Darshan Gooch, a semi-pro surfer who was present the day of Garcia’s accident, grew up near Pleasure Point. “I grew up in the thick of it there,” he says. “It’s pretty typical to have confrontations and aggressive scenarios happen on a common basis.” Like Garcia, he believes many of the problems are rooted in a lack of understanding. “There are a lot of factors,” he says, “like limited resources, a real lack of order in the lineup—in other sports you have rules and structure. There are a lot of people that surf nowadays and a high percentage of them are unaware of their surroundings and how the lineup operates functionally.”

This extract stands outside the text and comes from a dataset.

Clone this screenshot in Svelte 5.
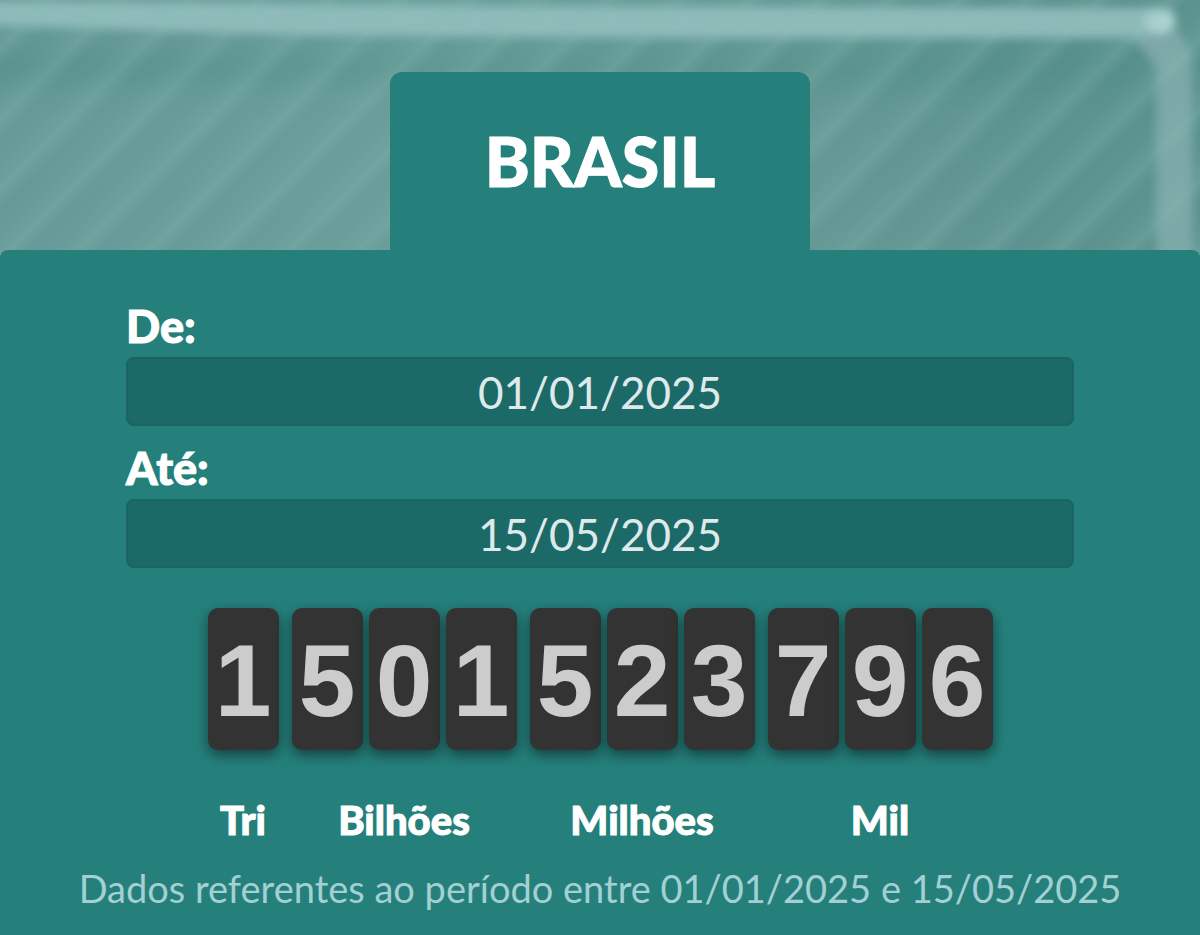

Although Garcia says “what’s done is done” when it comes to her particular run-in, she hopes that no one else will be as harshly affected by rampant bad vibes in the water. “I don’t want justice from this guy that surfed over my leg,” she says. “I just want him and others to understand that the choices we make in life and the emotions we feel towards others affect others in ways that, lately, we have chosen not to see.” What we need, she says, is a little more aloha.